*EXERCISE TASK*.
Find every line with the word "index". Copy those lines.

____ RECORDED INFORMATION

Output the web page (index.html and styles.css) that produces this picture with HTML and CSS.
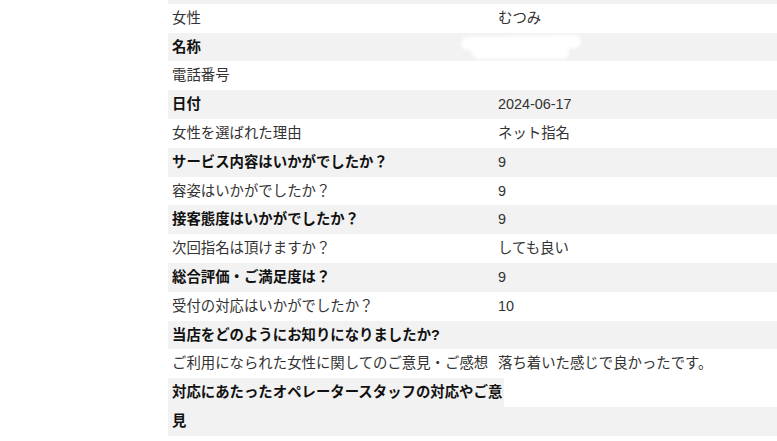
FILE: index.html
```html
<!DOCTYPE html>
<html lang="ja">
<head>
<meta charset="utf-8">
<title>アンケート</title>
<link rel="stylesheet" href="styles.css">
</head>
<body>
<div class="sheet">
  <div class="row alt"><div class="label"></div><div class="value"></div></div>
  <div class="row"><div class="label">女性</div><div class="value">むつみ</div></div>
  <div class="row alt"><div class="label strong">名称</div><div class="value masked"><span class="mask mask-a"></span><span class="mask mask-b"></span></div></div>
  <div class="row"><div class="label">電話番号</div><div class="value"></div></div>
  <div class="row alt"><div class="label strong">日付</div><div class="value">2024-06-17</div></div>
  <div class="row"><div class="label">女性を選ばれた理由</div><div class="value">ネット指名</div></div>
  <div class="row alt"><div class="label strong">サービス内容はいかがでしたか？</div><div class="value">9</div></div>
  <div class="row"><div class="label">容姿はいかがでしたか？</div><div class="value">9</div></div>
  <div class="row alt"><div class="label strong">接客態度はいかがでしたか？</div><div class="value">9</div></div>
  <div class="row"><div class="label">次回指名は頂けますか？</div><div class="value">しても良い</div></div>
  <div class="row alt"><div class="label strong">総合評価・ご満足度は？</div><div class="value">9</div></div>
  <div class="row"><div class="label">受付の対応はいかがでしたか？</div><div class="value">10</div></div>
  <div class="row alt"><div class="label strong">当店をどのようにお知りになりましたか?</div><div class="value"></div></div>
  <div class="row"><div class="label">ご利用になられた女性に関してのご意見・ご感想</div><div class="value">落ち着いた感じで良かったです。</div></div>
  <div class="row alt tall"><div class="label strong">対応にあたったオペレータースタッフの対応やご意見</div><div class="value blank"></div></div>
</div>
</body>
</html>
```

FILE: styles.css
```css
html, body {
  margin: 0;
  padding: 0;
  background: #ffffff;
  overflow: hidden;
}

body {
  font-family: "Liberation Sans", "Noto Sans CJK JP", sans-serif;
  font-size: 14.4px;
  line-height: 28.8px;
  color: #333333;
}

.sheet {
  margin: -25px 0 0 168px;
}

.row {
  display: grid;
  grid-template-columns: 325px 1fr;
  background: #ffffff;
}

.row.alt {
  background: #f2f2f2;
}

.label {
  padding: 0 0 0 4px;
  min-height: 28.8px;
  white-space: nowrap;
}

.label.strong {
  font-weight: bold;
  color: #111111;
}

.value {
  padding: 0 0 0 5px;
  min-height: 28.8px;
  white-space: nowrap;
}

.row.tall {
  grid-template-columns: 336px 1fr;
  grid-template-rows: 28.8px 28.8px;
}

.row.tall .label {
  grid-row: 1 / span 2;
  white-space: normal;
}

.row.tall .value.blank {
  background: #ffffff;
}

.masked {
  position: relative;
}

.mask {
  position: absolute;
  background: #ffffff;
  border-radius: 8px;
  filter: blur(1.6px);
}

.mask-a {
  left: -32px;
  top: 3px;
  width: 120px;
  height: 13px;
  transform: rotate(-1deg);
}

.mask-b {
  left: -22px;
  top: 12px;
  width: 98px;
  height: 14px;
  border-radius: 6px 3px 8px 10px;
}
```
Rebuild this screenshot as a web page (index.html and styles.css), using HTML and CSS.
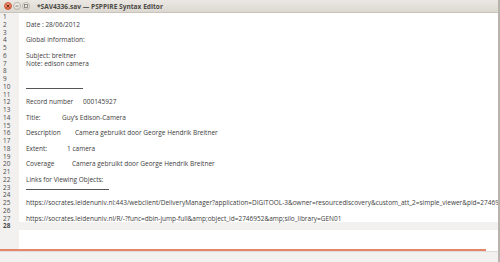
FILE: index.html
```html
<!DOCTYPE html>
<html>
<head lang="en">
    <meta charset="UTF-8">
    <title>*SAV4336.sav — PSPPIRE Syntax Editor</title>
    <link rel="stylesheet" href="styles.css">
</head>
<body>
<div id="window">
    <div id="titlebar">
        <span class="btn close"><svg width="6" height="6" viewBox="0 0 6 6"><path d="M1.5 1.5L4.5 4.5M4.5 1.5L1.5 4.5" stroke="#5a2a1a" stroke-width="0.9"/></svg></span>
        <span class="btn"><svg width="6" height="6" viewBox="0 0 6 6"><path d="M1.5 3H4.5" stroke="#7a7670" stroke-width="0.9"/></svg></span>
        <span class="btn"><svg width="6" height="6" viewBox="0 0 6 6"><rect x="1.5" y="1.5" width="3" height="3" fill="none" stroke="#7a7670" stroke-width="0.8"/></svg></span>
        <span id="title">*SAV4336.sav — PSPPIRE Syntax Editor</span>
    </div>
    <div id="editor">
        <ul id="gutter">
            <li>1</li><li>2</li><li>3</li><li>4</li><li>5</li><li>6</li><li>7</li>
            <li>8</li><li>9</li><li>10</li><li>11</li><li>12</li><li>13</li><li>14</li>
            <li>15</li><li>16</li><li>17</li><li>18</li><li>19</li><li>20</li><li>21</li>
            <li>22</li><li>23</li><li>24</li><li>25</li><li>26</li><li>27</li>
            <li class="current">28</li>
        </ul>
        <div id="text">
            <div class="line"></div>
            <div class="line">Date : 28/06/2012</div>
            <div class="line"></div>
            <div class="line">Global information:</div>
            <div class="line"></div>
            <div class="line">Subject: breitner</div>
            <div class="line">Note: edison camera</div>
            <div class="line"></div>
            <div class="line"></div>
            <div class="line"><span class="rule short"></span></div>
            <div class="line"></div>
            <div class="line"><span class="key k-record">Record number</span>000145927</div>
            <div class="line"></div>
            <div class="line"><span class="key k-title">Title:</span>Guy’s Edison-Camera</div>
            <div class="line"></div>
            <div class="line"><span class="key k-desc">Description</span>Camera gebruikt door George Hendrik Breitner</div>
            <div class="line"></div>
            <div class="line"><span class="key k-extent">Extent:</span>1 camera</div>
            <div class="line"></div>
            <div class="line"><span class="key k-cov">Coverage</span>Camera gebruikt door George Hendrik Breitner</div>
            <div class="line"></div>
            <div class="line">Links for Viewing Objects:</div>
            <div class="line"><span class="rule long"></span></div>
            <div class="line"></div>
            <div class="line">https://socrates.leidenuniv.nl:443/webclient/DeliveryManager?application=DIGITOOL-3&amp;owner=resourcediscovery&amp;custom_att_2=simple_viewer&amp;pid=2746952&amp;mode=file</div>
            <div class="line"></div>
            <div class="line">https://socrates.leidenuniv.nl/R/-?func=dbin-jump-full&amp;amp;object_id=2746952&amp;amp;silo_library=GEN01</div>
            <div class="line current"></div>
        </div>
    </div>
    <div id="hscroll"><div id="thumb"></div></div>
    <div id="status"></div>
</div>
</body>
</html>
```
FILE: styles.css
```css
*{
    margin:0;
    padding:0;
}
ul{
    list-style:none;
}
body{
    font-family:"Open Sans","DejaVu Sans",sans-serif;
    color:#3c3c3c;
    background:#f2f1f0;
}
#window{
    width:500px;
    height:262px;
    display:flex;
    flex-direction:column;
    border-right:2px solid #b8b4ad;
    box-sizing:border-box;
    overflow:hidden;
}
#titlebar{
    height:13px;
    flex:none;
    display:flex;
    align-items:center;
    padding-left:4px;
    background:linear-gradient(#ebe8e4,#dcd8d1);
    border-bottom:1px solid #c9c4bb;
    box-sizing:border-box;
}
.btn{
    width:8px;
    height:8px;
    border-radius:50%;
    background:linear-gradient(#f6f4f1,#dedad3);
    border:1px solid #b9b4ab;
    box-sizing:border-box;
    margin-right:1px;
    display:flex;
    align-items:center;
    justify-content:center;
}
.btn.close{
    background:linear-gradient(#f79877,#e9623d);
    border-color:#c9583a;
}
#title{
    margin-left:6px;
    font-weight:bold;
    font-size:6.6px;
    color:#4c4a45;
}
#editor{
    flex:1;
    display:flex;
    background:#fff;
    min-height:0;
}
#gutter{
    width:19px;
    flex:none;
    background:#f2f1f0;
    padding-left:3px;
    box-sizing:border-box;
    font-size:6.4px;
    line-height:7.75px;
    color:#4a4a4a;
}
#gutter li.current{
    font-weight:bold;
}
#text{
    flex:1;
    padding-left:7px;
    font-size:6.5px;
    line-height:7.75px;
    white-space:nowrap;
    overflow:hidden;
}
.line{
    height:7.75px;
}
.line.current{
    background:#f2f1f0;
    margin-left:-7px;
}
.key{
    display:inline-block;
}
.k-record{width:57px;}
.k-title{width:36px;}
.k-desc{width:49px;}
.k-extent{width:41px;}
.k-cov{width:46px;}
.rule{
    display:inline-block;
    height:4px;
    border-bottom:0.8px solid #555;
}
.rule.short{width:57px;}
.rule.long{width:83px;}
#hscroll{
    height:2px;
    flex:none;
    background:#fff;
    margin-top:auto;
}
#thumb{
    width:486px;
    height:2px;
    background:#e3866a;
}
#status{
    height:10px;
    flex:none;
    background:#f2f1f0;
    border-top:1px solid #e0ddd8;
}
```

________

*RESPONSE TO THE EXERCISE*.
Output the web page (index.html and styles.css) that produces this picture with HTML and CSS.
FILE: index.html
Rebuild this screenshot as a web page (index.html and styles.css), using HTML and CSS.
FILE: index.html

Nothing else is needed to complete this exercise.